**DATASET CONTENT:**
* START *

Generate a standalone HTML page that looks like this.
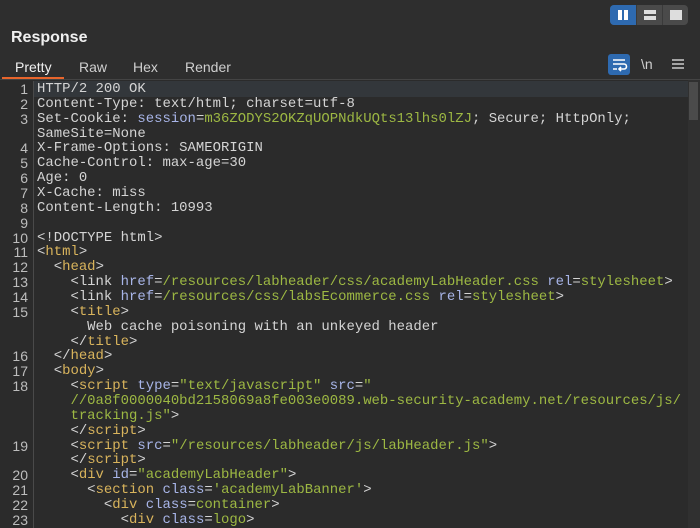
<!DOCTYPE html>
<html><head><style>
body{margin:0;width:700px;height:528px;background:#2b2b2b;overflow:hidden;font-family:"Liberation Sans",sans-serif;position:relative}
.top{position:absolute;left:0;top:0;width:700px;height:80px;background:#2e2e2e}
.toggle{position:absolute;left:610px;top:5px;width:78px;height:20px;background:#4a4a4a;border-radius:4px;overflow:hidden}
.toggle div{position:absolute;top:0;height:20px;width:26px}
h1{position:absolute;left:11px;top:29px;margin:0;font-size:16px;font-weight:bold;color:#f0f0f0}
.tab{position:absolute;top:59px;font-size:14px;color:#cfcfcf}
.ul{position:absolute;left:2px;top:77px;width:62px;height:2px;background:#e8652c}
.sep{position:absolute;left:0;top:79px;width:700px;height:1px;background:#444}
.hl{position:absolute;left:34px;top:81px;width:654px;height:16px;background:#33373b}
.gut{position:absolute;left:0;top:81px;width:33px;height:447px;border-right:1px solid #4a4a4a}
pre{margin:0;position:absolute;top:82px;font-family:"Liberation Mono",monospace;font-size:13.95px;line-height:14.86px;color:#d4d4d4}
.n{left:0;width:28px;text-align:right;color:#bdbdbd;font-family:"Liberation Sans",sans-serif;font-size:14px}
.c{left:37px}
.t{color:#d9b45c}.a{color:#a8b5e8}.v{color:#9db843}
.sb{position:absolute;left:688px;top:80px;width:12px;height:448px;background:#303030}
.th{position:absolute;left:689px;top:82px;width:9px;height:38px;background:#4b4b4b}
</style></head><body>
<div class="top"></div>
<div class="toggle"><div style="left:0;background:#2e6ab0"><svg width="26" height="20"><rect x="8" y="5" width="4" height="10" fill="#fff"/><rect x="14" y="5" width="4" height="10" fill="#fff"/></svg></div><div style="left:26px;border-left:1px solid #3a3a3a"><svg width="26" height="20"><rect x="7" y="5" width="12" height="4" fill="#ddd"/><rect x="7" y="11" width="12" height="4" fill="#ddd"/></svg></div><div style="left:52px;border-left:1px solid #3a3a3a"><svg width="26" height="20"><rect x="7" y="5" width="12" height="10" fill="#ddd"/></svg></div></div>
<h1>Response</h1>
<div class="tab" style="left:15px;color:#f0f0f0">Pretty</div>
<div class="tab" style="left:79px">Raw</div>
<div class="tab" style="left:133px">Hex</div>
<div class="tab" style="left:185px">Render</div>
<div class="ul"></div>
<svg style="position:absolute;left:608px;top:54px" width="22" height="21"><rect width="22" height="21" rx="3" fill="#2e6ab0"/><path d="M5 6h12M5 10h11a2.5 2.5 0 0 1 0 5h-4M13 13l-2 2 2 2M5 15h4" stroke="#fff" stroke-width="1.6" fill="none"/></svg>
<div style="position:absolute;left:641px;top:56px;color:#d0d0d0;font-size:14px">\n</div>
<svg style="position:absolute;left:671px;top:57px" width="14" height="14"><path d="M1 3h12M1 7h12M1 11h12" stroke="#ccc" stroke-width="1.6"/></svg>
<div class="sep"></div>
<div class="hl"></div>
<div class="gut"></div>
<pre class="n">1
2
3

4
5
6
7
8
9
10
11
12
13
14
15


16
17
18



19

20
21
22
23</pre>
<pre class="c">HTTP/2 200 OK
Content-Type: text/html; charset=utf-8
Set-Cookie: <span class="a">session</span>=<span class="v">m36ZODYS2OKZqUOPNdkUQts13lhs0lZJ</span>; Secure; HttpOnly;
SameSite=None
X-Frame-Options: SAMEORIGIN
Cache-Control: max-age=30
Age: 0
X-Cache: miss
Content-Length: 10993

&lt;!DOCTYPE html&gt;
&lt;<span class="t">html</span>&gt;
  &lt;<span class="t">head</span>&gt;
    &lt;link <span class="a">href</span>=<span class="v">/resources/labheader/css/academyLabHeader.css</span> <span class="a">rel</span>=<span class="v">stylesheet</span>&gt;
    &lt;link <span class="a">href</span>=<span class="v">/resources/css/labsEcommerce.css</span> <span class="a">rel</span>=<span class="v">stylesheet</span>&gt;
    &lt;<span class="t">title</span>&gt;
      Web cache poisoning with an unkeyed header
    &lt;/<span class="t">title</span>&gt;
  &lt;/<span class="t">head</span>&gt;
  &lt;<span class="t">body</span>&gt;
    &lt;<span class="t">script</span> <span class="a">type</span>=<span class="v">"text/javascript"</span> <span class="a">src</span>=<span class="v">"
    //0a8f0000040bd2158069a8fe003e0089.web-security-academy.net/resources/js/
    tracking.js"</span>&gt;
    &lt;/<span class="t">script</span>&gt;
    &lt;<span class="t">script</span> <span class="a">src</span>=<span class="v">"/resources/labheader/js/labHeader.js"</span>&gt;
    &lt;/<span class="t">script</span>&gt;
    &lt;<span class="t">div</span> <span class="a">id</span>=<span class="v">"academyLabHeader"</span>&gt;
      &lt;<span class="t">section</span> <span class="a">class</span>=<span class="v">'academyLabBanner'</span>&gt;
        &lt;<span class="t">div</span> <span class="a">class</span>=<span class="v">container</span>&gt;
          &lt;<span class="t">div</span> <span class="a">class</span>=<span class="v">logo</span>&gt;</pre>
<div class="sb"></div><div class="th"></div>
</body></html>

* END *

**WHAT THIS TASK INVOLVES:** Transcribe the listing above verbatim. Omit the pictures.

**COMPLETED TASK:**
Generate a standalone HTML page that looks like this.
<!DOCTYPE html>
<html><head><style>
body{margin:0;width:700px;height:528px;background:#2b2b2b;overflow:hidden;font-family:"Liberation Sans",sans-serif;position:relative}
.top{position:absolute;left:0;top:0;width:700px;height:80px;background:#2e2e2e}
.toggle{position:absolute;left:610px;top:5px;width:78px;height:20px;background:#4a4a4a;border-radius:4px;overflow:hidden}
.toggle div{position:absolute;top:0;height:20px;width:26px}
h1{position:absolute;left:11px;top:29px;margin:0;font-size:16px;font-weight:bold;color:#f0f0f0}
.tab{position:absolute;top:59px;font-size:14px;color:#cfcfcf}
.ul{position:absolute;left:2px;top:77px;width:62px;height:2px;background:#e8652c}
.sep{position:absolute;left:0;top:79px;width:700px;height:1px;background:#444}
.hl{position:absolute;left:34px;top:81px;width:654px;height:16px;background:#33373b}
.gut{position:absolute;left:0;top:81px;width:33px;height:447px;border-right:1px solid #4a4a4a}
pre{margin:0;position:absolute;top:82px;font-family:"Liberation Mono",monospace;font-size:13.95px;line-height:14.86px;color:#d4d4d4}
.n{left:0;width:28px;text-align:right;color:#bdbdbd;font-family:"Liberation Sans",sans-serif;font-size:14px}
.c{left:37px}
.t{color:#d9b45c}.a{color:#a8b5e8}.v{color:#9db843}
.sb{position:absolute;left:688px;top:80px;width:12px;height:448px;background:#303030}
.th{position:absolute;left:689px;top:82px;width:9px;height:38px;background:#4b4b4b}
</style></head><body>
<div class="top"></div>
<div class="toggle"><div style="left:0;background:#2e6ab0"><svg width="26" height="20"><rect x="8" y="5" width="4" height="10" fill="#fff"/><rect x="14" y="5" width="4" height="10" fill="#fff"/></svg></div><div style="left:26px;border-left:1px solid #3a3a3a"><svg width="26" height="20"><rect x="7" y="5" width="12" height="4" fill="#ddd"/><rect x="7" y="11" width="12" height="4" fill="#ddd"/></svg></div><div style="left:52px;border-left:1px solid #3a3a3a"><svg width="26" height="20"><rect x="7" y="5" width="12" height="10" fill="#ddd"/></svg></div></div>
<h1>Response</h1>
<div class="tab" style="left:15px;color:#f0f0f0">Pretty</div>
<div class="tab" style="left:79px">Raw</div>
<div class="tab" style="left:133px">Hex</div>
<div class="tab" style="left:185px">Render</div>
<div class="ul"></div>
<svg style="position:absolute;left:608px;top:54px" width="22" height="21"><rect width="22" height="21" rx="3" fill="#2e6ab0"/><path d="M5 6h12M5 10h11a2.5 2.5 0 0 1 0 5h-4M13 13l-2 2 2 2M5 15h4" stroke="#fff" stroke-width="1.6" fill="none"/></svg>
<div style="position:absolute;left:641px;top:56px;color:#d0d0d0;font-size:14px">\n</div>
<svg style="position:absolute;left:671px;top:57px" width="14" height="14"><path d="M1 3h12M1 7h12M1 11h12" stroke="#ccc" stroke-width="1.6"/></svg>
<div class="sep"></div>
<div class="hl"></div>
<div class="gut"></div>
<pre class="n">1
2
3

4
5
6
7
8
9
10
11
12
13
14
15


16
17
18



19

20
21
22
23</pre>
<pre class="c">HTTP/2 200 OK
Content-Type: text/html; charset=utf-8
Set-Cookie: <span class="a">session</span>=<span class="v">m36ZODYS2OKZqUOPNdkUQts13lhs0lZJ</span>; Secure; HttpOnly;
SameSite=None
X-Frame-Options: SAMEORIGIN
Cache-Control: max-age=30
Age: 0
X-Cache: miss
Content-Length: 10993

&lt;!DOCTYPE html&gt;
&lt;<span class="t">html</span>&gt;
  &lt;<span class="t">head</span>&gt;
    &lt;link <span class="a">href</span>=<span class="v">/resources/labheader/css/academyLabHeader.css</span> <span class="a">rel</span>=<span class="v">stylesheet</span>&gt;
    &lt;link <span class="a">href</span>=<span class="v">/resources/css/labsEcommerce.css</span> <span class="a">rel</span>=<span class="v">stylesheet</span>&gt;
    &lt;<span class="t">title</span>&gt;
      Web cache poisoning with an unkeyed header
    &lt;/<span class="t">title</span>&gt;
  &lt;/<span class="t">head</span>&gt;
  &lt;<span class="t">body</span>&gt;
    &lt;<span class="t">script</span> <span class="a">type</span>=<span class="v">"text/javascript"</span> <span class="a">src</span>=<span class="v">"
    //0a8f0000040bd2158069a8fe003e0089.web-security-academy.net/resources/js/
    tracking.js"</span>&gt;
    &lt;/<span class="t">script</span>&gt;
    &lt;<span class="t">script</span> <span class="a">src</span>=<span class="v">"/resources/labheader/js/labHeader.js"</span>&gt;
    &lt;/<span class="t">script</span>&gt;
    &lt;<span class="t">div</span> <span class="a">id</span>=<span class="v">"academyLabHeader"</span>&gt;
      &lt;<span class="t">section</span> <span class="a">class</span>=<span class="v">'academyLabBanner'</span>&gt;
        &lt;<span class="t">div</span> <span class="a">class</span>=<span class="v">container</span>&gt;
          &lt;<span class="t">div</span> <span class="a">class</span>=<span class="v">logo</span>&gt;</pre>
<div class="sb"></div><div class="th"></div>
</body></html>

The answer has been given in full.